Kicking back with a good book at the Stanley pool
Where to eat:
Open House Indian Restaurant
This is outside the centre of town a little, so be prepared to catch an Uber (yes, Nairobi Uber’s are a thing and they’re a gift). It might seem odd to be eating Indian while in Africa, but many Indians moved to Kenya during the early 1900’s and the city still has a strong Indian population. Prepare your stomach for melt-in-your-mouth dishes, more than enough different types of naan to keep your carb needs in check, and plenty of vegetarian options. Also, you know it’s a good restaurant when local Indians are eating there. If you’re travelling with someone, try a handful of different dishes (all at an exceedingly reasonable price) and dip into everything you can. If you’re by yourself…well just do the same thing but with a table for one. If you’re not one for the typical Carnivore experience, choose this.
What to see:
The David Sheldrick Wildlife Trust Elephant Orphanage
I hadn’t heard of this until a week before I left when I was suddenly in a googling frenzy searching desperately for activities that weren’t just souvenir shopping. Thankfully I found this gem, located about half an
hour outside the city. The elephant orphanage is open only from 11am to 12pm each day where the extremely large babies bumble out of their enclosures and into a large, roped off square full of mud and dirt to be fed by their carers – which is what you’re there to witness. The elephants come out in two different groups of about 10 each, rolling around and stealing the bottles of formula from the keepers’ hands. The keepers will talk you through the inception and purpose of the Trust, while telling you about each baby and how they came to be there. Many of the elephants have lost their families due to either drought or human-animal conflict. Note: get there early if you want a nice spot to be able to interact with the animals and head towards the bottom corner under the tree as there’s no other shade to be found next to the area. Be prepared to have these animals bump into you if they want and you may be able to pat them if they’re feeling bold enough.
What to see:
The Giraffe Centre
Ever wanted to feed a giraffe from your mouth? Me neither, but here you can. Only ten minutes from the elephant orphanage, the Giraffe Centre backs onto the ever famous Giraffe Manor hotel. Ideally do this prior to going to the Orphanage to prevent the ever present crushing of crowds and be able to feed the giraffes without the usual hustle and jostle around other tourists. Grab a handful of pellets and, with an open
palm, hold them out towards the long-necked creatures. The handlers will be watching and will also warn you if the one you’re about to feed is cranky aka is likely to give you a nip or a shove. Otherwise let their giant tongue lift the pellets from your hand as they stretch up towards you. Fact: you actually can feed them with your mouth if you really want by holding the pellet between your lips. Giraffe saliva is an antiseptic due to the acacia trees they’re always munching on. Don’t forget to go inside the treehouse to listen to a presentation about the animals, the centre itself, and even hold old giraffe bones and skulls.
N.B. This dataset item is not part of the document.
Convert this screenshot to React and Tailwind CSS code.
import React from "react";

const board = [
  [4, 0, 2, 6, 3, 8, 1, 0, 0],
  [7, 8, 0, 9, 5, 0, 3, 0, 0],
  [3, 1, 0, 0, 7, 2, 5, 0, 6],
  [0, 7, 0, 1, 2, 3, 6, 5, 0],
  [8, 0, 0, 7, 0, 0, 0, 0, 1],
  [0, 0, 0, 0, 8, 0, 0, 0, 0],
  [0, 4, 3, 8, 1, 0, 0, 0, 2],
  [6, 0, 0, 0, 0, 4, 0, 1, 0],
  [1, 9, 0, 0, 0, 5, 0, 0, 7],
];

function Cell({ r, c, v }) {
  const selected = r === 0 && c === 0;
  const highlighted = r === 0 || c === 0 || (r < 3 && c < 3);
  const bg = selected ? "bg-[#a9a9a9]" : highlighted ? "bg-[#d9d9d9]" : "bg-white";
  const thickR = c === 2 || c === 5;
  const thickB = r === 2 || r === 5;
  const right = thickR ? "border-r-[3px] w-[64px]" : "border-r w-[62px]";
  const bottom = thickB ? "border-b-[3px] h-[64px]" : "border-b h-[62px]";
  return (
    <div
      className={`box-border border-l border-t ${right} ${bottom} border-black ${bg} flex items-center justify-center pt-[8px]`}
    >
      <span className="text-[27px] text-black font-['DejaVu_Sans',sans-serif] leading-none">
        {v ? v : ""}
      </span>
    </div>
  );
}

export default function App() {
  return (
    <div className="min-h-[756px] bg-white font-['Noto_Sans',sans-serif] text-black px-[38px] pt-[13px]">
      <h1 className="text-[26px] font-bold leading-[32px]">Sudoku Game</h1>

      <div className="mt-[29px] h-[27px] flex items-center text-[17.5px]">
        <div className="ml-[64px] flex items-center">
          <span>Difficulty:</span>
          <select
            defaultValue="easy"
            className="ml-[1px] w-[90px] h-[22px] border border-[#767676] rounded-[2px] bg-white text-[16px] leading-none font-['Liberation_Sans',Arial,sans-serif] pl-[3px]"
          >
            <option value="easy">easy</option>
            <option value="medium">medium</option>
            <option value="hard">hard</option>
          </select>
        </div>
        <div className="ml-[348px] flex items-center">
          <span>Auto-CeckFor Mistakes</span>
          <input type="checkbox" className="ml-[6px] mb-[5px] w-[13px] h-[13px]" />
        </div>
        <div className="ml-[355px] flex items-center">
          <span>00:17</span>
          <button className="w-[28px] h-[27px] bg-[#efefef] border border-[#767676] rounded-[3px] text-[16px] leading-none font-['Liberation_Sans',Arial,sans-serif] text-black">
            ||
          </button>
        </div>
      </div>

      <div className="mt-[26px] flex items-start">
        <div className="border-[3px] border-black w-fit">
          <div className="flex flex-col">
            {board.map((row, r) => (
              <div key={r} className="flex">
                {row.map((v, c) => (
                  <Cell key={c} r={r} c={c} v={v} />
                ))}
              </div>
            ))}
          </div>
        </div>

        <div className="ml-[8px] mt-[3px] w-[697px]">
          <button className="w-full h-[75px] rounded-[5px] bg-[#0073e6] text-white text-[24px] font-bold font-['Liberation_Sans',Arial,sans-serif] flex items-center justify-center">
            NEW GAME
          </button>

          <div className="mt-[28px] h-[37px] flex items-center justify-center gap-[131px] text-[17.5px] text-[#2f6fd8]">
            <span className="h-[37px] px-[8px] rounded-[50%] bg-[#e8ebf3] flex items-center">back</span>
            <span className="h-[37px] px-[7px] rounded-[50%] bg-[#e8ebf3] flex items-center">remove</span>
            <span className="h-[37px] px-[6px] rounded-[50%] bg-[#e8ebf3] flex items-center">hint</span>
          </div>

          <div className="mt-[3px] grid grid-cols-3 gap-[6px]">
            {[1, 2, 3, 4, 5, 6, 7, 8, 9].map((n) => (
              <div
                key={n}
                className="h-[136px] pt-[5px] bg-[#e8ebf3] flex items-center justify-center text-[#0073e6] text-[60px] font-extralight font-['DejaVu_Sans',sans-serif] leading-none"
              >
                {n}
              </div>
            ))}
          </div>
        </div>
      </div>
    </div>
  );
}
How do I get to these places?
Because they aren’t near many hotels and are not within walking distance, you’re going to need transport. Obviously an Uber or a taxi is a good choice if you’re with other people. However if you’re like me and flying solo, book a driving tour for the day. Check out Trip Advisor to find one that works for your timing and whatever else you plan on seeing. My driver Nani picked me up early from my hotel and showed me to a fantastically cluttered and intriguing souvenir shop near the Mamba Village before heading to the Giraffe Centre and Orphanage. It’s also great because he volunteered to be my personal photographer while hanging out with the animals. Nani also took me through Kibera, Nairobi’s largest slum, to see how the people less fortunate live. It was an extremely eye-opening sight. I had expected and witnessed poverty before, but what struck me was the happiness and joy of the locals despite their situations. Children shared a warm Sprite with several straws and waved excitedly, cheering at the car as we drove past. Parents looked on with smiles on their faces and waved the same. This is something you’ll see all over the country, and honestly, it’s this ever-present happiness and positivity that makes Kenya such a special place.
What to do:
Walk around the city
This is a pretty obvious thing to do while in a new city, but Nairobi – or Nairobbery as described by some jaded tourists or ex-pats – is worth a wander. The same as in every city, keep your bag where you can see it and keep the majority of your cash locked away in your hotel. I actually had a bag with a detachable bottom so if necessary, I hid cash underneath the magnetic bottom which stopped anyone from being able to stick a hand in. But none of this should stop you just heading out into the streets and looking around. Ignore the hawkers at the hotel entrances and in the tourist district trying to sell you cheap safaris or day trips out of the city. I headed to the City Markets out near the Supreme Court and spent my afternoon haggling for wood carvings and soap stone hippos. Note: bargaining down a price is unfortunately essential in every souvenir shop and stall. The rule of thumb is to start at half the price they gave you and work your way back up to a price you’re willing to pay. Remember however that while you may be getting a sweet deal, you also need to think of what’s fair for the seller. I found one stall owner who refused to negotiate – and set his prices very low so it wasn’t necessary. While I can appreciate the art of a good, friendly hustle, sometimes you just want to buy something for what it’s worth. Set a price and if they don’t want to take it, don’t buy it. Look out for stall owners following you around the market after your leave if you refused to buy something – they’ll try and undercut everyone else you visit. Tell them to leave – they’ll back off. As a tourist you’re likely to stick out like a sore thumb, but the locals won’t take any notice of you as you meander around the streets.
Enjoy your travels in one of my favourite cities in the world!